>>

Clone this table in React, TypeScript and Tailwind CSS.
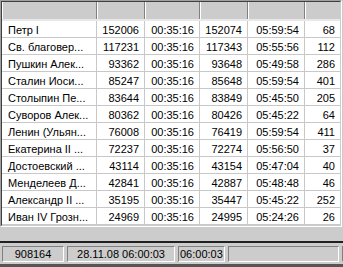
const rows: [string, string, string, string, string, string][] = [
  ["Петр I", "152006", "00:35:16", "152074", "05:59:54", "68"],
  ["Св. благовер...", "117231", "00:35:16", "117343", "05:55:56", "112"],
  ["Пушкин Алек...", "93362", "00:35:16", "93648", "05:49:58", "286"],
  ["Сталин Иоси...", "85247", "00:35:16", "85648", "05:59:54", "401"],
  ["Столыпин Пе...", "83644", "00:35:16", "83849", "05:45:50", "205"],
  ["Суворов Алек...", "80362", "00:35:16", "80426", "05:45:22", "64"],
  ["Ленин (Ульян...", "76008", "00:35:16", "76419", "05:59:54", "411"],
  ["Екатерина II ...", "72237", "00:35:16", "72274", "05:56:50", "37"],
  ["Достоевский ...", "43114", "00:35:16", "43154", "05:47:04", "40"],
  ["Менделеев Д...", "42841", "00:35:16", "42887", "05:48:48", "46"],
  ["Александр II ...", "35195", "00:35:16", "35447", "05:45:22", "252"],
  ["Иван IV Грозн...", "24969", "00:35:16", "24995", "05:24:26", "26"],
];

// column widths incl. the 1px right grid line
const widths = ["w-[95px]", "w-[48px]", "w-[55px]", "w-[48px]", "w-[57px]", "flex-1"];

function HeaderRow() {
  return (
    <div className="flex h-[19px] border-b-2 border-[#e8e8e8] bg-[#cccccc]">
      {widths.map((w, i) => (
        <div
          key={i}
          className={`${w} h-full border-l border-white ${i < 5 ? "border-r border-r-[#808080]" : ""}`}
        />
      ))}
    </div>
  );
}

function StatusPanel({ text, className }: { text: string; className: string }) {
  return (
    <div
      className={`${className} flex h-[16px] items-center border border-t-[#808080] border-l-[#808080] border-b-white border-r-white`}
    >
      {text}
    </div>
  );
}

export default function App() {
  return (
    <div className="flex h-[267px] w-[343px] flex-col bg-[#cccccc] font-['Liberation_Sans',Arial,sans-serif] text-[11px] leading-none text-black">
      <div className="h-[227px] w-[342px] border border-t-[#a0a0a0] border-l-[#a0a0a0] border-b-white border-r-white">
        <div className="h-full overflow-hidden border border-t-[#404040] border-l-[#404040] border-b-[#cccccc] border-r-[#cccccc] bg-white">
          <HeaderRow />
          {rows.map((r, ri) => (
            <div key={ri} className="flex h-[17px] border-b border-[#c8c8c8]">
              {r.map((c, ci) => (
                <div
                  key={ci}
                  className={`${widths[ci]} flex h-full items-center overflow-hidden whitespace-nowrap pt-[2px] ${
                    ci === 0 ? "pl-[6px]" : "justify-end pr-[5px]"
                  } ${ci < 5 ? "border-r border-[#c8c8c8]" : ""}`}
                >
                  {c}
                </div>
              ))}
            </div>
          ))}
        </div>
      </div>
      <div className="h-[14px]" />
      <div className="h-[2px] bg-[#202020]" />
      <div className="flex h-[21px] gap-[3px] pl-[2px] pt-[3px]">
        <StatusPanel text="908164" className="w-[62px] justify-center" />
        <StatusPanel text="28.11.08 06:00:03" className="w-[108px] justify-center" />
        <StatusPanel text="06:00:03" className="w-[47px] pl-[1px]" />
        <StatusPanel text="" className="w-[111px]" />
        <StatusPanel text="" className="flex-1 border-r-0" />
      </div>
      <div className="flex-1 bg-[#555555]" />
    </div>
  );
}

<<

> [Goal]
Except for the pictures, copy the material above exactly.

> [Finished answer]
Clone this table in React, TypeScript and Tailwind CSS.
const rows: [string, string, string, string, string, string][] = [
  ["Петр I", "152006", "00:35:16", "152074", "05:59:54", "68"],
  ["Св. благовер...", "117231", "00:35:16", "117343", "05:55:56", "112"],
  ["Пушкин Алек...", "93362", "00:35:16", "93648", "05:49:58", "286"],
  ["Сталин Иоси...", "85247", "00:35:16", "85648", "05:59:54", "401"],
  ["Столыпин Пе...", "83644", "00:35:16", "83849", "05:45:50", "205"],
  ["Суворов Алек...", "80362", "00:35:16", "80426", "05:45:22", "64"],
  ["Ленин (Ульян...", "76008", "00:35:16", "76419", "05:59:54", "411"],
  ["Екатерина II ...", "72237", "00:35:16", "72274", "05:56:50", "37"],
  ["Достоевский ...", "43114", "00:35:16", "43154", "05:47:04", "40"],
  ["Менделеев Д...", "42841", "00:35:16", "42887", "05:48:48", "46"],
  ["Александр II ...", "35195", "00:35:16", "35447", "05:45:22", "252"],
  ["Иван IV Грозн...", "24969", "00:35:16", "24995", "05:24:26", "26"],
];

// column widths incl. the 1px right grid line
const widths = ["w-[95px]", "w-[48px]", "w-[55px]", "w-[48px]", "w-[57px]", "flex-1"];

function HeaderRow() {
  return (
    <div className="flex h-[19px] border-b-2 border-[#e8e8e8] bg-[#cccccc]">
      {widths.map((w, i) => (
        <div
          key={i}
          className={`${w} h-full border-l border-white ${i < 5 ? "border-r border-r-[#808080]" : ""}`}
        />
      ))}
    </div>
  );
}

function StatusPanel({ text, className }: { text: string; className: string }) {
  return (
    <div
      className={`${className} flex h-[16px] items-center border border-t-[#808080] border-l-[#808080] border-b-white border-r-white`}
    >
      {text}
    </div>
  );
}

export default function App() {
  return (
    <div className="flex h-[267px] w-[343px] flex-col bg-[#cccccc] font-['Liberation_Sans',Arial,sans-serif] text-[11px] leading-none text-black">
      <div className="h-[227px] w-[342px] border border-t-[#a0a0a0] border-l-[#a0a0a0] border-b-white border-r-white">
        <div className="h-full overflow-hidden border border-t-[#404040] border-l-[#404040] border-b-[#cccccc] border-r-[#cccccc] bg-white">
          <HeaderRow />
          {rows.map((r, ri) => (
            <div key={ri} className="flex h-[17px] border-b border-[#c8c8c8]">
              {r.map((c, ci) => (
                <div
                  key={ci}
                  className={`${widths[ci]} flex h-full items-center overflow-hidden whitespace-nowrap pt-[2px] ${
                    ci === 0 ? "pl-[6px]" : "justify-end pr-[5px]"
                  } ${ci < 5 ? "border-r border-[#c8c8c8]" : ""}`}
                >
                  {c}
                </div>
              ))}
            </div>
          ))}
        </div>
      </div>
      <div className="h-[14px]" />
      <div className="h-[2px] bg-[#202020]" />
      <div className="flex h-[21px] gap-[3px] pl-[2px] pt-[3px]">
        <StatusPanel text="908164" className="w-[62px] justify-center" />
        <StatusPanel text="28.11.08 06:00:03" className="w-[108px] justify-center" />
        <StatusPanel text="06:00:03" className="w-[47px] pl-[1px]" />
        <StatusPanel text="" className="w-[111px]" />
        <StatusPanel text="" className="flex-1 border-r-0" />
      </div>
      <div className="flex-1 bg-[#555555]" />
    </div>
  );
}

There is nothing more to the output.